DATETIME_SZ A character data string containing date-time values and is terminated by a NULL character. To format this data type value, the caller must supply a format string using parameter ODPP_OPR_SOURCE_DATE_FORMAT of the Optim data masking API.
DATETIME_WSZ A character data string containing date-time values and is terminated by a NULL character. To format this data type, value the caller must supply a format string using parameter ODPP_OPR_SOURCE_DATE_FORMAT of the Optim data masking API.
DOUBLE Double precision floating point number in the range 1.7E +/- 308 (15 digits).
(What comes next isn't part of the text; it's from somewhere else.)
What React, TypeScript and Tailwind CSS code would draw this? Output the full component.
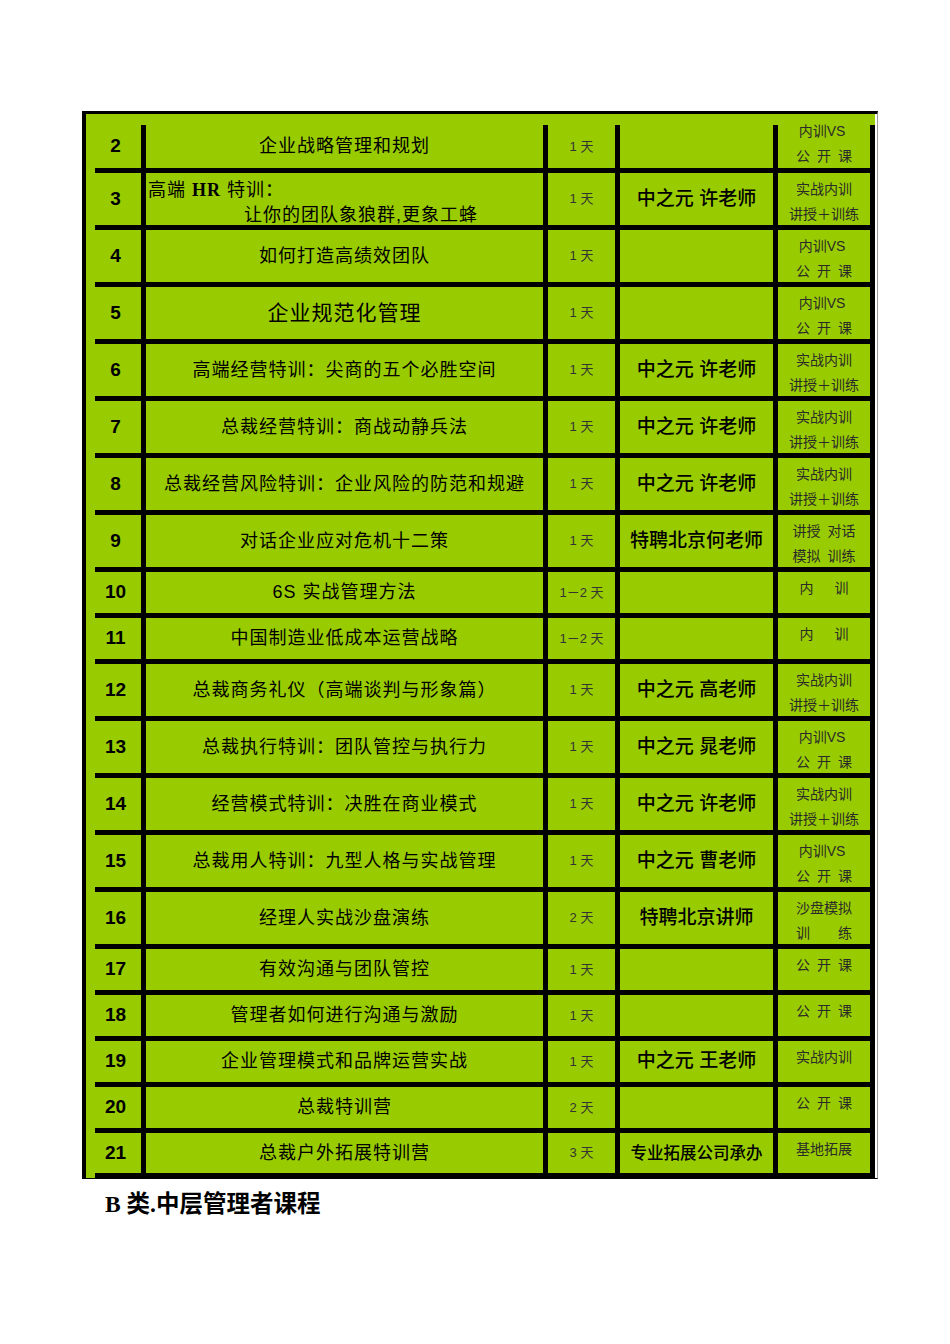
import React from 'react';

type Row = {
  n: string;
  title: React.ReactNode;
  days: string;
  teacher?: string;
  kind: string[];
  h: string;
  titleClass?: string;
  teacherClass?: string;
  kindClass?: string;
};

const TALL = 'h-[57px]';
const SHORT = 'h-[46px]';

const XU = '中之元 许老师';
const TRAIN = ['实战内训', '讲授＋训练'];
const OPEN = ['内训VS ', '公\u2002开\u2002课'];

const rows: Row[] = [
  { n: '2', title: '企业战略管理和规划', days: '1 天', kind: OPEN, h: 'h-[48px]', kindClass: '-mt-[10px]' },
  {
    n: '3',
    title: (
      <div className="w-full pl-[2px] pt-[7px] text-left leading-[25px]">
        <div>
          高端 <span className="font-['Liberation_Serif'] font-bold">HR</span> 特训：
        </div>
        <div className="pl-[96px]">让你的团队象狼群,更象工蜂</div>
      </div>
    ),
    days: '1 天',
    teacher: XU,
    kind: TRAIN,
    h: TALL,
  },
  { n: '4', title: '如何打造高绩效团队', days: '1 天', kind: OPEN, h: TALL },
  { n: '5', title: '企业规范化管理', days: '1 天', kind: OPEN, h: TALL, titleClass: 'text-[21px]' },
  { n: '6', title: '高端经营特训：尖商的五个必胜空间', days: '1 天', teacher: XU, kind: TRAIN, h: TALL },
  { n: '7', title: '总裁经营特训：商战动静兵法', days: '1 天', teacher: XU, kind: TRAIN, h: TALL },
  { n: '8', title: '总裁经营风险特训：企业风险的防范和规避', days: '1 天', teacher: XU, kind: TRAIN, h: TALL },
  { n: '9', title: '对话企业应对危机十二策', days: '1 天', teacher: '特聘北京何老师', kind: ['讲授\u2002对话', '模拟\u2002训练'], h: TALL },
  { n: '10', title: '6S 实战管理方法', days: '1－2 天', kind: ['内\u3000\u2002训'], h: SHORT },
  { n: '11', title: '中国制造业低成本运营战略', days: '1－2 天', kind: ['内\u3000\u2002训'], h: SHORT },
  { n: '12', title: '总裁商务礼仪（高端谈判与形象篇）', days: '1 天', teacher: '中之元 高老师', kind: TRAIN, h: TALL },
  { n: '13', title: '总裁执行特训：团队管控与执行力', days: '1 天', teacher: '中之元 晁老师', kind: OPEN, h: TALL },
  { n: '14', title: '经营模式特训：决胜在商业模式', days: '1 天', teacher: XU, kind: TRAIN, h: TALL },
  { n: '15', title: '总裁用人特训：九型人格与实战管理', days: '1 天', teacher: '中之元 曹老师', kind: OPEN, h: TALL },
  { n: '16', title: '经理人实战沙盘演练', days: '2 天', teacher: '特聘北京讲师', kind: ['沙盘模拟', '训\u3000\u3000练'], h: TALL },
  { n: '17', title: '有效沟通与团队管控', days: '1 天', kind: ['公\u2002开\u2002课'], h: SHORT },
  { n: '18', title: '管理者如何进行沟通与激励', days: '1 天', kind: ['公\u2002开\u2002课'], h: SHORT },
  { n: '19', title: '企业管理模式和品牌运营实战', days: '1 天', teacher: '中之元 王老师', kind: ['实战内训'], h: SHORT },
  { n: '20', title: '总裁特训营', days: '2 天', kind: ['公\u2002开\u2002课'], h: SHORT },
  { n: '21', title: '总裁户外拓展特训营', days: '3 天', teacher: '专业拓展公司承办', kind: ['基地拓展'], h: 'h-[45px]', teacherClass: 'text-[16.5px]' },
];

function CourseRow({ row }: { row: Row }) {
  return (
    <div className={`flex border-b-[5px] border-black ${row.h}`}>
      <div className="w-[46px] pr-[5px] flex items-center justify-center text-[19px] font-bold text-black">{row.n}</div>
      <div
        className={`w-[402px] border-l-[5px] border-black flex items-center justify-center text-black ${row.titleClass ?? 'text-[18px]'} tracking-[1px]`}
      >
        {row.title}
      </div>
      <div className="w-[72px] border-l-[5px] border-black flex items-center justify-center text-[13px] text-[#333]">
        {row.days}
      </div>
      <div
        className={`w-[158px] border-l-[5px] border-black flex items-center justify-center font-medium text-black ${row.teacherClass ?? 'text-[19px]'}`}
      >
        {row.teacher}
      </div>
      <div className="w-[97px] border-l-[5px] border-black pt-[4px] text-center text-[14px] leading-[25px] text-[#2a2a2a]">
        <div className={row.kindClass}>
          {row.kind.map((line) => (
            <div key={line} className="whitespace-pre">
              {line}
            </div>
          ))}
        </div>
      </div>
    </div>
  );
}

export default function App() {
  return (
    <div className="min-h-[1344px] bg-white pt-[111px] font-['Liberation_Sans','Noto_Sans_CJK_SC',sans-serif]">
      <div className="ml-[82px] w-fit border-t-[3px] border-l-[4px] border-b border-black border-r border-r-[#9a9a9a] bg-white pr-[2px]">
        <div className="bg-[#99cc00] pl-[9px] pt-[11px]">
          <div className="border-r-[5px] border-black">
            {rows.map((row) => (
              <CourseRow key={row.n} row={row} />
            ))}
          </div>
        </div>
      </div>
      <div className="ml-[105px] mt-[10px] text-[23.5px] font-bold leading-[30px] text-black font-['Liberation_Serif','Noto_Sans_CJK_SC',serif]">
        B 类.中层管理者课程
      </div>
    </div>
  );
}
FLOAT Floating point number in the range 3.4E +/- 38 (7 digits).
LONG_LONG An 8 byte signed numeric value in the range -9,223,372,036,854,775,808 to 9,223,372,036,854,775,807.
U_LONG_LONG An 8 byte unsigned numeric value in the range 0 to 18,446,744,073,709,551,615.
INTEGER A 4 byte signed integer value in the range -2,147,483,648 to 2,147,483,647.
U_INTEGER A 4 byte unsigned integer value in the range 0 to 4,294,967,295.
SMALLINT A 2 byte signed integer value in the range -32,768 to 32,767.
U_SMALLINT A 2 byte unsigned integer value in the range 0 to 65,535.
TINYINT A single byte signed integer value in the range -128 to 127.
U_TINYINT A single byte unsigned integer value in the range 0 to 255.